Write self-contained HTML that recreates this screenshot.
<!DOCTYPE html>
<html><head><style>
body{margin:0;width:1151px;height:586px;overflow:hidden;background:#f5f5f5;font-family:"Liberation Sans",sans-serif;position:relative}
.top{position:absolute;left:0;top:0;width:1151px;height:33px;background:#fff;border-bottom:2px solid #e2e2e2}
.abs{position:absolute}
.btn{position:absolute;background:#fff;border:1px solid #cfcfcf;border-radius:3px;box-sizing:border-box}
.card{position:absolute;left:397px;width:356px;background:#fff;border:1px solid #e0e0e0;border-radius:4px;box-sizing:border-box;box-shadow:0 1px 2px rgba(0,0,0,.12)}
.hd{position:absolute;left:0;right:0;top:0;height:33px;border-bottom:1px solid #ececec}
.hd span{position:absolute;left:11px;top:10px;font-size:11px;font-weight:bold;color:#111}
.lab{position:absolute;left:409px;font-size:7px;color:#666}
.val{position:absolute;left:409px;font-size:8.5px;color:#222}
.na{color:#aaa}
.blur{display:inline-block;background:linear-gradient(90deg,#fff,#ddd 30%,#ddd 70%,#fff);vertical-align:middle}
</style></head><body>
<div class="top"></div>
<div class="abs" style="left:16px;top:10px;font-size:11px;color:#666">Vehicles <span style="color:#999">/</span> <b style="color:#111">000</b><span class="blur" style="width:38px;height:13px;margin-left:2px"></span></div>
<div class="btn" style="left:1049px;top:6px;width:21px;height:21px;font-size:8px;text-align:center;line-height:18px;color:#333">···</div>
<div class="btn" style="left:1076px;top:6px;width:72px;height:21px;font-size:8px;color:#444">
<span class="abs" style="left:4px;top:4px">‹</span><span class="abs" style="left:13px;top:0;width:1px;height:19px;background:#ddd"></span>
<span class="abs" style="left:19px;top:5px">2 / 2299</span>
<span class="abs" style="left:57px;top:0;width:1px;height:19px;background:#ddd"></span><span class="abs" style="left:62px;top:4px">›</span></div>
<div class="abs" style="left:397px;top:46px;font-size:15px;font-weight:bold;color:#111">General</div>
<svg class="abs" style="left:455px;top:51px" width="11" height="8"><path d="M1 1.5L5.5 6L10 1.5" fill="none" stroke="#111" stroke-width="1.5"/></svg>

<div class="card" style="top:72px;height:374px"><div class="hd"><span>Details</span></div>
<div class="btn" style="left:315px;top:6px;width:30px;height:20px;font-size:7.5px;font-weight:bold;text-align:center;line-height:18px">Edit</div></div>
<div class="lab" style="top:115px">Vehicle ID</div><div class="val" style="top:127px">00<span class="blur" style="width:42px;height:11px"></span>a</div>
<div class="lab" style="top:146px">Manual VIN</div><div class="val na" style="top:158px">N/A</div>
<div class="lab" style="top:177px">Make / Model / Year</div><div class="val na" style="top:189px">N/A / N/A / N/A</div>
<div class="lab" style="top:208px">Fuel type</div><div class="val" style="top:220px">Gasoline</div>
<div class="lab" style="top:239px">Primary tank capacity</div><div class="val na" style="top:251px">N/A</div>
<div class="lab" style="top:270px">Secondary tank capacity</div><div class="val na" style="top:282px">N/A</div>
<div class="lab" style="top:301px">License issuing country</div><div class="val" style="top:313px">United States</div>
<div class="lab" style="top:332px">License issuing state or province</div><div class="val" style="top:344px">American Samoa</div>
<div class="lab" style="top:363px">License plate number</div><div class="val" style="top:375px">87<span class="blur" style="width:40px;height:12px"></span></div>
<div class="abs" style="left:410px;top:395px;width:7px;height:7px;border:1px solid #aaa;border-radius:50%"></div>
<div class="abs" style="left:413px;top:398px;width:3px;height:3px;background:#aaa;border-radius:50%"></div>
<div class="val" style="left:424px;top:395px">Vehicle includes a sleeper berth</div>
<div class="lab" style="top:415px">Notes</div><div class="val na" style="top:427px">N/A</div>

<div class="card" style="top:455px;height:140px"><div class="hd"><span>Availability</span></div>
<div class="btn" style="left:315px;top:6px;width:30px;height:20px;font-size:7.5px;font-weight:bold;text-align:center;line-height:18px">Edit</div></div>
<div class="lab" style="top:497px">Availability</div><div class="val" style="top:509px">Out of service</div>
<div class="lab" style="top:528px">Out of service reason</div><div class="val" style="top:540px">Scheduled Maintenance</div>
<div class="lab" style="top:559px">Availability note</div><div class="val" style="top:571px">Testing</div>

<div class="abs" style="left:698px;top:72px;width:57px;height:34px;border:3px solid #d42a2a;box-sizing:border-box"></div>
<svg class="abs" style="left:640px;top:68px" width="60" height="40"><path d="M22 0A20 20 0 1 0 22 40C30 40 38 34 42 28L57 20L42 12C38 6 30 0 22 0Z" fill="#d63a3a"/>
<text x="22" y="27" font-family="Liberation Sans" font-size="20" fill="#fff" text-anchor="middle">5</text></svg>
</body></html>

SHORT EXERCISE = Retype the material in full. Each word must match.

WRITTEN RESPONSE =
Write self-contained HTML that recreates this screenshot.
<!DOCTYPE html>
<html><head><style>
body{margin:0;width:1151px;height:586px;overflow:hidden;background:#f5f5f5;font-family:"Liberation Sans",sans-serif;position:relative}
.top{position:absolute;left:0;top:0;width:1151px;height:33px;background:#fff;border-bottom:2px solid #e2e2e2}
.abs{position:absolute}
.btn{position:absolute;background:#fff;border:1px solid #cfcfcf;border-radius:3px;box-sizing:border-box}
.card{position:absolute;left:397px;width:356px;background:#fff;border:1px solid #e0e0e0;border-radius:4px;box-sizing:border-box;box-shadow:0 1px 2px rgba(0,0,0,.12)}
.hd{position:absolute;left:0;right:0;top:0;height:33px;border-bottom:1px solid #ececec}
.hd span{position:absolute;left:11px;top:10px;font-size:11px;font-weight:bold;color:#111}
.lab{position:absolute;left:409px;font-size:7px;color:#666}
.val{position:absolute;left:409px;font-size:8.5px;color:#222}
.na{color:#aaa}
.blur{display:inline-block;background:linear-gradient(90deg,#fff,#ddd 30%,#ddd 70%,#fff);vertical-align:middle}
</style></head><body>
<div class="top"></div>
<div class="abs" style="left:16px;top:10px;font-size:11px;color:#666">Vehicles <span style="color:#999">/</span> <b style="color:#111">000</b><span class="blur" style="width:38px;height:13px;margin-left:2px"></span></div>
<div class="btn" style="left:1049px;top:6px;width:21px;height:21px;font-size:8px;text-align:center;line-height:18px;color:#333">···</div>
<div class="btn" style="left:1076px;top:6px;width:72px;height:21px;font-size:8px;color:#444">
<span class="abs" style="left:4px;top:4px">‹</span><span class="abs" style="left:13px;top:0;width:1px;height:19px;background:#ddd"></span>
<span class="abs" style="left:19px;top:5px">2 / 2299</span>
<span class="abs" style="left:57px;top:0;width:1px;height:19px;background:#ddd"></span><span class="abs" style="left:62px;top:4px">›</span></div>
<div class="abs" style="left:397px;top:46px;font-size:15px;font-weight:bold;color:#111">General</div>
<svg class="abs" style="left:455px;top:51px" width="11" height="8"><path d="M1 1.5L5.5 6L10 1.5" fill="none" stroke="#111" stroke-width="1.5"/></svg>

<div class="card" style="top:72px;height:374px"><div class="hd"><span>Details</span></div>
<div class="btn" style="left:315px;top:6px;width:30px;height:20px;font-size:7.5px;font-weight:bold;text-align:center;line-height:18px">Edit</div></div>
<div class="lab" style="top:115px">Vehicle ID</div><div class="val" style="top:127px">00<span class="blur" style="width:42px;height:11px"></span>a</div>
<div class="lab" style="top:146px">Manual VIN</div><div class="val na" style="top:158px">N/A</div>
<div class="lab" style="top:177px">Make / Model / Year</div><div class="val na" style="top:189px">N/A / N/A / N/A</div>
<div class="lab" style="top:208px">Fuel type</div><div class="val" style="top:220px">Gasoline</div>
<div class="lab" style="top:239px">Primary tank capacity</div><div class="val na" style="top:251px">N/A</div>
<div class="lab" style="top:270px">Secondary tank capacity</div><div class="val na" style="top:282px">N/A</div>
<div class="lab" style="top:301px">License issuing country</div><div class="val" style="top:313px">United States</div>
<div class="lab" style="top:332px">License issuing state or province</div><div class="val" style="top:344px">American Samoa</div>
<div class="lab" style="top:363px">License plate number</div><div class="val" style="top:375px">87<span class="blur" style="width:40px;height:12px"></span></div>
<div class="abs" style="left:410px;top:395px;width:7px;height:7px;border:1px solid #aaa;border-radius:50%"></div>
<div class="abs" style="left:413px;top:398px;width:3px;height:3px;background:#aaa;border-radius:50%"></div>
<div class="val" style="left:424px;top:395px">Vehicle includes a sleeper berth</div>
<div class="lab" style="top:415px">Notes</div><div class="val na" style="top:427px">N/A</div>

<div class="card" style="top:455px;height:140px"><div class="hd"><span>Availability</span></div>
<div class="btn" style="left:315px;top:6px;width:30px;height:20px;font-size:7.5px;font-weight:bold;text-align:center;line-height:18px">Edit</div></div>
<div class="lab" style="top:497px">Availability</div><div class="val" style="top:509px">Out of service</div>
<div class="lab" style="top:528px">Out of service reason</div><div class="val" style="top:540px">Scheduled Maintenance</div>
<div class="lab" style="top:559px">Availability note</div><div class="val" style="top:571px">Testing</div>

<div class="abs" style="left:698px;top:72px;width:57px;height:34px;border:3px solid #d42a2a;box-sizing:border-box"></div>
<svg class="abs" style="left:640px;top:68px" width="60" height="40"><path d="M22 0A20 20 0 1 0 22 40C30 40 38 34 42 28L57 20L42 12C38 6 30 0 22 0Z" fill="#d63a3a"/>
<text x="22" y="27" font-family="Liberation Sans" font-size="20" fill="#fff" text-anchor="middle">5</text></svg>
</body></html>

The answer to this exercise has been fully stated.